Instructions to follow: Tally each line where the word "this" occurs, then give only the total.

Data section:
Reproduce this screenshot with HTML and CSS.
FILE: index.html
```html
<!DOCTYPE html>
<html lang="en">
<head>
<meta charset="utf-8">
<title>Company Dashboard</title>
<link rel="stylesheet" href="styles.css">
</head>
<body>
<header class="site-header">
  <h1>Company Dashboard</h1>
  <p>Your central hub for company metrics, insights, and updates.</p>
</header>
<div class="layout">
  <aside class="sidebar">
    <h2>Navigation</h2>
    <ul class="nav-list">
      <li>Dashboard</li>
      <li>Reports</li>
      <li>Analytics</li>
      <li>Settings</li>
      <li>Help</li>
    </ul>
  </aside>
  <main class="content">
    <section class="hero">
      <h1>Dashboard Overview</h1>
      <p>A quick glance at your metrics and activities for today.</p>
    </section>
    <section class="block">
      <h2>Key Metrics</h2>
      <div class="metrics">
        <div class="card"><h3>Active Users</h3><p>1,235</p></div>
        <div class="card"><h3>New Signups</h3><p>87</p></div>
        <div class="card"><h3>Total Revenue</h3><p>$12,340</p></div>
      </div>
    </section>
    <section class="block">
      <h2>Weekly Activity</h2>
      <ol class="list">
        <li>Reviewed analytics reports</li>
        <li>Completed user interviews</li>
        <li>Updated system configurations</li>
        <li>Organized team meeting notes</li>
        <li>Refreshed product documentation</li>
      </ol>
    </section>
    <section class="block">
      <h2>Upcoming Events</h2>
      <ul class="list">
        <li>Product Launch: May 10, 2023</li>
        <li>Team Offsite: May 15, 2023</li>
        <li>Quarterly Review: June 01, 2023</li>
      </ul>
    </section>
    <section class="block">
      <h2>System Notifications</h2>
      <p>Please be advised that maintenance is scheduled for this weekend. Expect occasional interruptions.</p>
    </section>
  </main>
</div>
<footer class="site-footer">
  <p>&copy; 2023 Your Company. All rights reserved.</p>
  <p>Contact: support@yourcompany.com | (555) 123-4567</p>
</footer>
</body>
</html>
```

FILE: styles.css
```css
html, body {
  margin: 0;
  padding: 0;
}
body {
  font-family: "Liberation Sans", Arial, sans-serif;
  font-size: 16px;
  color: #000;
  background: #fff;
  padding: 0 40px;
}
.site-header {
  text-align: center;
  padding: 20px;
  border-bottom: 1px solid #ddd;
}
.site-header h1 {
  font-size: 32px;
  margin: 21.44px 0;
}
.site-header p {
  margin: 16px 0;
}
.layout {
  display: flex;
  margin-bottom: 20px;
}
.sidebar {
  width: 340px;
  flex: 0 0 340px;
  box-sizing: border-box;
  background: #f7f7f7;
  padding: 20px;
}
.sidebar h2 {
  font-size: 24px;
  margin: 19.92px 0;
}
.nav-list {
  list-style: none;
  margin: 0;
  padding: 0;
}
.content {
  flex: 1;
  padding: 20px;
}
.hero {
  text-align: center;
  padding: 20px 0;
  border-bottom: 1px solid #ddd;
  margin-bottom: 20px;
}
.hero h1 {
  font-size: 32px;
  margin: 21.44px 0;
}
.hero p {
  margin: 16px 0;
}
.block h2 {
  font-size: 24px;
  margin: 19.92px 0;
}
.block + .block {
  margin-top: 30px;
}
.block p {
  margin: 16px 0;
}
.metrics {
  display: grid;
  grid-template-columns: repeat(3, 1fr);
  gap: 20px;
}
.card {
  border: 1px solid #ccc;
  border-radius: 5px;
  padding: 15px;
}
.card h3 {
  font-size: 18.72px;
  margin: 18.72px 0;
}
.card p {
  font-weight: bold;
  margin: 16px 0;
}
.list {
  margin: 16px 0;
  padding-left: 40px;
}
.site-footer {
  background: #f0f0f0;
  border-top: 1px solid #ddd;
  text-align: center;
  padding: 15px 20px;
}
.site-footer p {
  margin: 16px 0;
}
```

Task answer: 2